North Cornwall Book Festival 2014: catch-up with all our coverage

We published lots of blogposts over the weekend: catch up with them all here

Interviews

Reports on talks, sessions and workshops

Personal responses and creative writing

My favourite book: festival-goers and authors share their favourite volume

Our brilliant festival team was: Jay Armstrong, Sarah Purnell, Annie Harrison, Anna Cathenka, Aysha Bryant, Shannan Sterne, Sarah Cave, Emma Gibbs, Paige Davis and David Brady. Thanks also to Sorrel Watson for her interview.

Victoria Field Workshop: The Poetry Cure

By Annie Harrison

I’m sitting in the cosy Stone Barn at St Endellion on Saturday afternoon, out of the October winds, awaiting the start of Victoria Field’s poetry therapy workshop. St Endellion is a little way from the main site for North Cornwall Book Festival at Trebetherick, and surrounded by open fields, which seems quite fitting considering the subject of this session with Victoria Field. Like most of my fellow workshoppers, I have never formally considered poetry therapy before. Now, we’re here to experience it for ourselves.

Victoria Field qualified as a Poetry Therapist in 2005 with the International Federation of Biblio-Poetry Therapy, a group educating people about biblio and poetry therapy, as well as training prospective therapists all over the world. Poetry therapy offers people a way, through writing, to: “heal the past, live the present, and create the future.”

There are about nine of us in the Stone Barn, sitting around two wooden tables pushed together, and for almost three hours we write. We write until our pens ran dry and the pages are full. Field gives us prompts and time restraints: write an acrostic poem, write about “here, now”, write starting with the word “look” and so on. We write about life, the weather, cooking, anything that pops into our heads soon hits the page.

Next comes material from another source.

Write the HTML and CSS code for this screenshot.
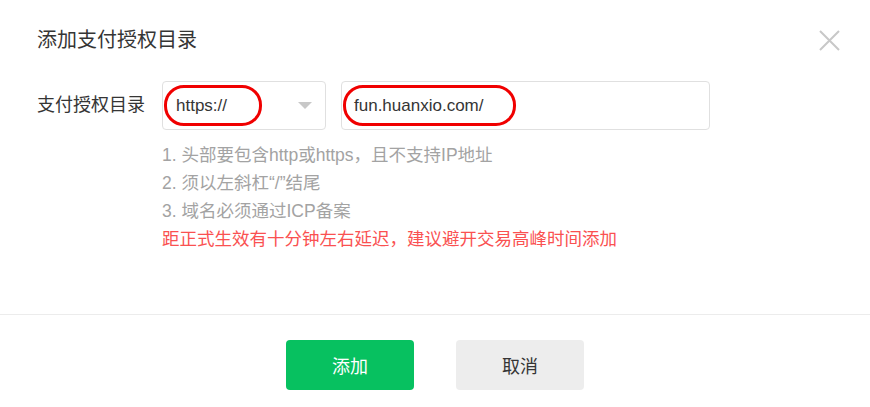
FILE: index.html
```html
<!DOCTYPE html>
<html lang="zh-CN">
<head>
<meta charset="utf-8">
<title>添加支付授权目录</title>
<link rel="stylesheet" href="styles.css">
</head>
<body>
<div class="dialog">
  <div class="header">
    <div class="title">添加支付授权目录</div>
    <svg class="close" width="21" height="21" viewBox="0 0 21 21"><path d="M1 1L20 20M20 1L1 20" stroke="#c8c8c8" stroke-width="2" fill="none"/></svg>
  </div>
  <div class="form-row">
    <div class="label">支付授权目录</div>
    <div class="select">
      <span class="value">https://</span>
      <span class="arrow"></span>
      <span class="mark mark-select"></span>
    </div>
    <div class="input">
      <span class="value">fun.huanxio.com/</span>
      <span class="mark mark-input"></span>
    </div>
  </div>
  <div class="tips">
    <div class="tip">1. 头部要包含http或https，且不支持IP地址</div>
    <div class="tip">2. 须以左斜杠“/”结尾</div>
    <div class="tip">3. 域名必须通过ICP备案</div>
    <div class="tip warn">距正式生效有十分钟左右延迟，建议避开交易高峰时间添加</div>
  </div>
  <div class="footer">
    <button class="btn primary">添加</button>
    <button class="btn default">取消</button>
  </div>
</div>
</body>
</html>
```

FILE: styles.css
```css
html, body {
  margin: 0;
  padding: 0;
  background: #fff;
}
body {
  font-family: "Liberation Sans", "Noto Sans CJK SC", sans-serif;
  color: #353535;
}
.dialog {
  width: 870px;
  height: 407px;
  box-sizing: border-box;
}
.header {
  display: flex;
  align-items: center;
  justify-content: space-between;
  padding: 28px 30px 0 37px;
  height: 24px;
}
.title {
  font-size: 20px;
  line-height: 24px;
  color: #353535;
}
.close {
  display: block;
}
.form-row {
  display: flex;
  align-items: center;
  margin-top: 29px;
  padding-left: 37px;
}
.label {
  width: 125px;
  font-size: 18px;
  line-height: 49px;
  color: #353535;
}
.select, .input {
  position: relative;
  box-sizing: border-box;
  height: 49px;
  border: 1px solid #e0e0e0;
  border-radius: 4px;
  display: flex;
  align-items: center;
  font-size: 17px;
  color: #353535;
}
.select {
  width: 164px;
  padding-left: 13px;
  justify-content: space-between;
  padding-right: 13px;
}
.arrow {
  width: 0;
  height: 0;
  border-left: 7px solid transparent;
  border-right: 7px solid transparent;
  border-top: 7px solid #c8c8c8;
}
.input {
  width: 369px;
  margin-left: 15px;
  padding-left: 12px;
}
.mark {
  position: absolute;
  box-sizing: border-box;
  border: 3px solid #f00000;
  border-radius: 20px;
  top: 3px;
  height: 41px;
}
.mark-select {
  left: 1px;
  width: 98px;
}
.mark-input {
  left: 1px;
  width: 173px;
}
.tips {
  margin-top: 11px;
  padding-left: 162px;
  font-size: 17.5px;
  line-height: 28px;
  color: #a3a3a3;
}
.warn {
  color: #fa5151;
}
.footer {
  margin-top: 61px;
  border-top: 1px solid #ececec;
  padding-top: 25px;
  display: flex;
  justify-content: center;
  gap: 42px;
}
.btn {
  width: 128px;
  height: 50px;
  border: none;
  border-radius: 4px;
  font-family: "Noto Sans CJK SC", sans-serif;
  font-size: 18px;
  padding: 0;
}
.primary {
  background: #07c160;
  color: #fff;
}
.default {
  background: #ededed;
  color: #353535;
}
```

As well as giving us prompts, Field also provides us with props in the form of plants picked and found. We are asked to write addressing our pieces of plants as “you”. Granted this may sound a bit out there, but it leads you to places you can’t predict. Here is some of what I wrote addressing my plant:

You remind me of the stories my Dad used to read to me when I was younger. Stories from Enid Blyton’s Tales of Green Hedges, all about pixies and garden creatures. How the fairies used dandelion seeds, like the ones stuck in your stems, to float away in the breeze.  

For me it certainly acted as a release, and allowed me to gain a new perspective on the subjects I’d written about during the session. As Field told us, writing in this way externalises what’s in your head, clearing out the space for new thoughts and new feelings.

You can find out more about Victoria Field and poetry therapy at http://poetrytherapynews.com

The fiction of Murray and Haig

Tiffany Murray and Matt Haig
Tiffany Murray and Matt Haig onstage. Picture: Annie Harrison

By Annie Harrison

What happens when you give two authors an hour to sit on stage in big armchairs and talk? Firstly they rearrange the furniture! And secondly, in Patrick Gale’s words, it gives the audience a chance to “eavesdrop” on an uncensored, unscripted chat that leads them right into the depths of human nature.

Tiffany Murray and Matt Haig read from their books, chatted about childhood, life and writing. Reading from Diamond Star Halo, Tiffany Murray recalled her childhood growing up by a record studio used by Queen which fed into her story of rockstars and romance. Matt Haig read his new novel, The Humans, about a Cambridge mathematics professor who was not all as human as he seems; delving into the elements of what it is to be a human in this world through the eyes of aliens.

So that’s what happens when you let authors talk for an hour, and eventually someone has to stop them!

Good Morning, Book Lovers!

SWJ Falmouth students at North Cornwall Book Festival
SWJ Falmouth students at North Cornwall Book Festival: Aysha Bryant, Sarah Purnell, Anna Cathenka, Jay Armstrong and Annie Harrison (L-R)

By Aysha Bryant

It’s 10.30am and we’ve arrived in the beautiful location of Trebetherick on the North coast of Cornwall.

Our team, made up of Jay, Anna, Annie, Sarah, Vicky and myself have been up bright and early on this mild autumn morning ready for a full day of writing ahead.

We’re ready and raring to go to give you a live stream through out the weekend of what’s happening at the North Cornwall Book festival this year. If you couldn’t make it this year, or just curious to what the festival is about then keep an eye our for reviews, live tweets and much more to get a taste of what’s going on.

Today entails many activities such as talks with Jill Murphy and Horatio Clare to workshops practising traditional crafts, and walks around the idyllic surroundings we’ll be in.